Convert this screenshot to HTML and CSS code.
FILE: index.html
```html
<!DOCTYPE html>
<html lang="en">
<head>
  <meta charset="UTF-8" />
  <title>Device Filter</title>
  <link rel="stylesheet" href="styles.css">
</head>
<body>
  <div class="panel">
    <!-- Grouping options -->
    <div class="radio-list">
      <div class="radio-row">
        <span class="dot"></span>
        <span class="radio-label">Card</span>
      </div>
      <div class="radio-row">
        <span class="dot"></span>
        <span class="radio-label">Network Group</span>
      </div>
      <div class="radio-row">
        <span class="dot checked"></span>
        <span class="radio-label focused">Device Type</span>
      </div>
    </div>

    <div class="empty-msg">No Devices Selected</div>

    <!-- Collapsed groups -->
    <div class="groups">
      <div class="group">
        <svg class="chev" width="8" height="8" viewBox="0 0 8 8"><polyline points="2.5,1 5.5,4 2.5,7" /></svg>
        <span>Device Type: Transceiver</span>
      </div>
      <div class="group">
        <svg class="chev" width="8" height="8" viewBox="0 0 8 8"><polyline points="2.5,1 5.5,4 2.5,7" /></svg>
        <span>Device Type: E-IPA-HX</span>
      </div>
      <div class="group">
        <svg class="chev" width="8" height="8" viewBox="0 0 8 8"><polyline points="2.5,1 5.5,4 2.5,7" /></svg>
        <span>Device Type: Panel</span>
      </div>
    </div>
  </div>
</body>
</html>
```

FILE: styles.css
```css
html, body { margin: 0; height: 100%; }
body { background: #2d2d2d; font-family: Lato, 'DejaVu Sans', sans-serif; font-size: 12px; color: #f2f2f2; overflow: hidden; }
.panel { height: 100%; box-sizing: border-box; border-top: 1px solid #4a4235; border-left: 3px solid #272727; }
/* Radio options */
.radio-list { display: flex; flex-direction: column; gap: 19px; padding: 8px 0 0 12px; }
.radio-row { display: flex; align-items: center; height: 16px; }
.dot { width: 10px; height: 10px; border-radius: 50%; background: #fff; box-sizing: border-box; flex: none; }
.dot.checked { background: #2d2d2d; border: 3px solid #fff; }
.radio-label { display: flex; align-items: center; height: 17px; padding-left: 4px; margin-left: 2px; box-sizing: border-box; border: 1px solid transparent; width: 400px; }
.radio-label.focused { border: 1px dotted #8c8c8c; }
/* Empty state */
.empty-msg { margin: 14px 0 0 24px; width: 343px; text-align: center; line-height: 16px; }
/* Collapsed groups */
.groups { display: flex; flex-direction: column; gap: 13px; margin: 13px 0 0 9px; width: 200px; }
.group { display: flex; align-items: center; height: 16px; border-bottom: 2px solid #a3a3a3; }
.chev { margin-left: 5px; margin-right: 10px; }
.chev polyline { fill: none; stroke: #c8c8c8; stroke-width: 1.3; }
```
════════════════════
→ **What is expected**
Return the listing above word for word.

→ **Finished exercise**
Convert this screenshot to HTML and CSS code.
FILE: index.html
```html
<!DOCTYPE html>
<html lang="en">
<head>
  <meta charset="UTF-8" />
  <title>Device Filter</title>
  <link rel="stylesheet" href="styles.css">
</head>
<body>
  <div class="panel">
    <!-- Grouping options -->
    <div class="radio-list">
      <div class="radio-row">
        <span class="dot"></span>
        <span class="radio-label">Card</span>
      </div>
      <div class="radio-row">
        <span class="dot"></span>
        <span class="radio-label">Network Group</span>
      </div>
      <div class="radio-row">
        <span class="dot checked"></span>
        <span class="radio-label focused">Device Type</span>
      </div>
    </div>

    <div class="empty-msg">No Devices Selected</div>

    <!-- Collapsed groups -->
    <div class="groups">
      <div class="group">
        <svg class="chev" width="8" height="8" viewBox="0 0 8 8"><polyline points="2.5,1 5.5,4 2.5,7" /></svg>
        <span>Device Type: Transceiver</span>
      </div>
      <div class="group">
        <svg class="chev" width="8" height="8" viewBox="0 0 8 8"><polyline points="2.5,1 5.5,4 2.5,7" /></svg>
        <span>Device Type: E-IPA-HX</span>
      </div>
      <div class="group">
        <svg class="chev" width="8" height="8" viewBox="0 0 8 8"><polyline points="2.5,1 5.5,4 2.5,7" /></svg>
        <span>Device Type: Panel</span>
      </div>
    </div>
  </div>
</body>
</html>
```

FILE: styles.css
```css
html, body { margin: 0; height: 100%; }
body { background: #2d2d2d; font-family: Lato, 'DejaVu Sans', sans-serif; font-size: 12px; color: #f2f2f2; overflow: hidden; }
.panel { height: 100%; box-sizing: border-box; border-top: 1px solid #4a4235; border-left: 3px solid #272727; }
/* Radio options */
.radio-list { display: flex; flex-direction: column; gap: 19px; padding: 8px 0 0 12px; }
.radio-row { display: flex; align-items: center; height: 16px; }
.dot { width: 10px; height: 10px; border-radius: 50%; background: #fff; box-sizing: border-box; flex: none; }
.dot.checked { background: #2d2d2d; border: 3px solid #fff; }
.radio-label { display: flex; align-items: center; height: 17px; padding-left: 4px; margin-left: 2px; box-sizing: border-box; border: 1px solid transparent; width: 400px; }
.radio-label.focused { border: 1px dotted #8c8c8c; }
/* Empty state */
.empty-msg { margin: 14px 0 0 24px; width: 343px; text-align: center; line-height: 16px; }
/* Collapsed groups */
.groups { display: flex; flex-direction: column; gap: 13px; margin: 13px 0 0 9px; width: 200px; }
.group { display: flex; align-items: center; height: 16px; border-bottom: 2px solid #a3a3a3; }
.chev { margin-left: 5px; margin-right: 10px; }
.chev polyline { fill: none; stroke: #c8c8c8; stroke-width: 1.3; }
```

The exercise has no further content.